Fan out the resize stage across N goroutines, fan in their results to a single output channel. Run it:

main.go

package main

import (
	"fmt"
	"runtime"
	"sync"
)

type Image struct {
	Name   string
	Width  int
	Height int
}

func resizeImage(img Image) Image {
	return Image{Name: img.Name, Width: img.Width / 2, Height: img.Height / 2}
}

func resize(in <-chan Image) <-chan Image {
	out := make(chan Image)
	go func() {
		defer close(out)
		for img := range in {
			out <- resizeImage(img)
		}
	}()
	return out
}

func fanOut(in <-chan Image, workers int) []<-chan Image {
	channels := make([]<-chan Image, workers)
	for i := 0; i < workers; i++ {
		channels[i] = resize(in)
	}
	return channels
}

func fanIn(channels ...<-chan Image) <-chan Image {
	var wg sync.WaitGroup
	merged := make(chan Image)

	forward := func(c <-chan Image) {
		defer wg.Done()
		for img := range c {
			merged <- img
		}
	}

	wg.Add(len(channels))
	for i := 0; i < len(channels); i++ {
		go forward(channels[i])
	}

	go func() {
		wg.Wait()
		close(merged)
	}()

	return merged
}

func processImages(images <-chan Image) <-chan Image {
	workers := fanOut(images, runtime.NumCPU())
	return fanIn(workers...)
}

func main() {
	in := make(chan Image, 4)
	in <- Image{"photo1.jpg", 1920, 1080}
	in <- Image{"photo2.jpg", 3840, 2160}
	in <- Image{"photo3.jpg", 1280, 720}
	in <- Image{"photo4.jpg", 2560, 1440}
	close(in)

	for img := range processImages(in) {
		fmt.Printf("resised %s → %dx%d\n", img.Name, img.Width, img.Height)
	}
}

The caller's interface is unchanged: they read from a single <-chan Image. The parallelism is entirely internal.

With cancellation#

When the consumer exits early, the fan-in goroutines must not block forever on merged <- img. Pass a context and select on ctx.Done() in the forward function.

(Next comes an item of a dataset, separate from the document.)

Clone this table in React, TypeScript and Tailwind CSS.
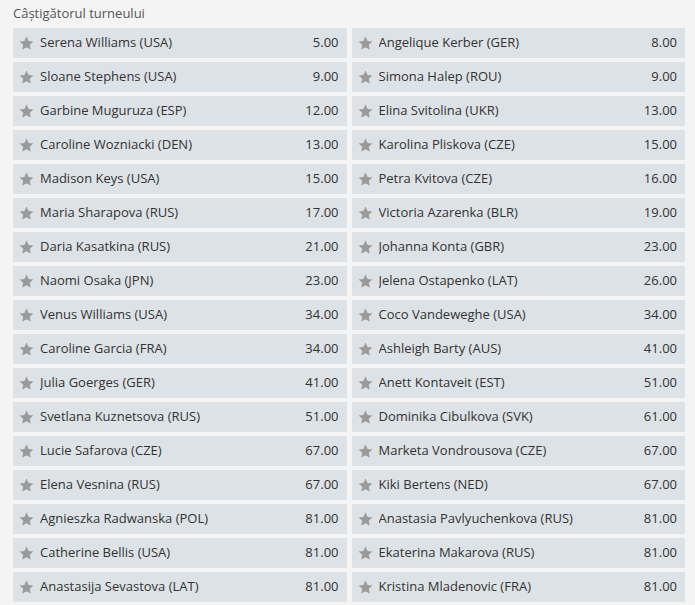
const odds: [string, string][] = [
  ["Serena Williams (USA)", "5.00"],
  ["Angelique Kerber (GER)", "8.00"],
  ["Sloane Stephens (USA)", "9.00"],
  ["Simona Halep (ROU)", "9.00"],
  ["Garbine Muguruza (ESP)", "12.00"],
  ["Elina Svitolina (UKR)", "13.00"],
  ["Caroline Wozniacki (DEN)", "13.00"],
  ["Karolina Pliskova (CZE)", "15.00"],
  ["Madison Keys (USA)", "15.00"],
  ["Petra Kvitova (CZE)", "16.00"],
  ["Maria Sharapova (RUS)", "17.00"],
  ["Victoria Azarenka (BLR)", "19.00"],
  ["Daria Kasatkina (RUS)", "21.00"],
  ["Johanna Konta (GBR)", "23.00"],
  ["Naomi Osaka (JPN)", "23.00"],
  ["Jelena Ostapenko (LAT)", "26.00"],
  ["Venus Williams (USA)", "34.00"],
  ["Coco Vandeweghe (USA)", "34.00"],
  ["Caroline Garcia (FRA)", "34.00"],
  ["Ashleigh Barty (AUS)", "41.00"],
  ["Julia Goerges (GER)", "41.00"],
  ["Anett Kontaveit (EST)", "51.00"],
  ["Svetlana Kuznetsova (RUS)", "51.00"],
  ["Dominika Cibulkova (SVK)", "61.00"],
  ["Lucie Safarova (CZE)", "67.00"],
  ["Marketa Vondrousova (CZE)", "67.00"],
  ["Elena Vesnina (RUS)", "67.00"],
  ["Kiki Bertens (NED)", "67.00"],
  ["Agnieszka Radwanska (POL)", "81.00"],
  ["Anastasia Pavlyuchenkova (RUS)", "81.00"],
  ["Catherine Bellis (USA)", "81.00"],
  ["Ekaterina Makarova (RUS)", "81.00"],
  ["Anastasija Sevastova (LAT)", "81.00"],
  ["Kristina Mladenovic (FRA)", "81.00"],
];

function Star() {
  return (
    <svg width="15" height="14" viewBox="0 0 24 23" className="shrink-0">
      <path
        d="M12 0.8l3.4 7.3 7.9 0.9-5.9 5.4 1.6 7.8L12 18.3l-7 3.9 1.6-7.8L0.7 9l7.9-0.9z"
        fill="#9a9a9a"
      />
    </svg>
  );
}

export default function App() {
  return (
    <div
      className="w-[695px] h-[605px] bg-[#f4f4f4] pl-[13px] pr-[10px] overflow-hidden"
      style={{ fontFamily: '"Open Sans", "Liberation Sans", sans-serif' }}
    >
      <div className="h-[28px] pt-[3px] text-[13px] leading-[20px] text-[#555]">
        Câștigătorul turneului
      </div>
      <div className="grid grid-cols-2 gap-x-[5px] gap-y-[4px]">
        {odds.map(([name, price]) => (
          <div
            key={name}
            className="h-[30px] bg-[#dde2e6] flex items-center pl-[6px] pr-[8px] text-[13px] text-[#333] cursor-pointer"
          >
            <Star />
            <span className="ml-[6px] flex-1 truncate">{name}</span>
            <span>{price}</span>
          </div>
        ))}
      </div>
    </div>
  );
}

func fanIn(ctx context.Context, channels ...<-chan Image) <-chan Image {
    var wg sync.WaitGroup
    merged := make(chan Image)

    forward := func(c <-chan Image) {
        defer wg.Done()
        for img := range c {
            select {
            case merged <- img:
            case <-ctx.Done():
                return
            }
        }
    }

    wg.Add(len(channels))
    for _, c := range channels {
        go forward(c)
    }

    go func() {
        wg.Wait()
        close(merged)
    }()

    return merged
}

Choosing the worker count#

The right number of workers depends on whether the stage is CPU-bound or I/O-bound:

// CPU-bound (image processing, encoding, hashing):
// more workers than CPUs gives no benefit and adds scheduling overhead.
workers := runtime.NumCPU()

// I/O-bound (HTTP calls, database queries, disk reads):
// goroutines spend most of their time waiting; more workers overlap the waits.
// Tune based on the upstream limit (API rate limit, DB connection pool size).
workers := 50

For I/O-bound work, consider a Worker Pool instead. It bounds concurrency with a fixed pool rather than spawning N goroutines upfront.

When to Use#

A single pipeline stage is slower than surrounding stages, and each item is independent.
You have a CPU-bound operation and want to use all available cores.
You have an I/O-bound operation (HTTP calls, DB queries) where parallelism reduces total latency.
You need to preserve the single-channel interface for the downstream consumer.

When Not to Use#

Items are not independent; each depends on the result of the previous one.
The bottleneck is downstream (a slow consumer). Adding parallel producers makes the fan-in goroutines block on a full channel. Fix the consumer instead.
The work is cheap enough that channel overhead exceeds the benefit of parallelism. Measure first.
You need a fixed upper bound on goroutines regardless of input size. Use a Worker Pool.

The Decision#

Fan-out does not preserve input order in the output. If order matters, you need to tag each item with its index and reorder at the fan-in, or use a worker pool with an ordered results channel. The number of goroutines scales with the workers parameter, not with input size, so fan-out is safe for large input streams.

The primary risk is the fan-in's merged channel becoming a bottleneck: if it's unbuffered, fast workers will block waiting for the consumer. A modest buffer (equal to the worker count) is often the right call.

Pipeline: fan-out/fan-in is how you parallelise a single pipeline stage; the surrounding structure remains a pipeline.
Worker Pool: an alternative for bounded concurrency: a fixed goroutine count consuming from a job channel rather than N goroutines sharing an input channel.
Done Channel: cancellation discipline to prevent fan-in goroutines leaking when the consumer exits.
Errgroup: handles the case where workers can fail; cancels all workers on the first error.
Competing Consumers: the messaging-level name for the fan-out half of this pattern — many consumers sharing one queue, each message handled exactly once. Worth contrasting carefully: competing consumers distribute messages, whereas pub/sub-style fan-out duplicates them to every consumer.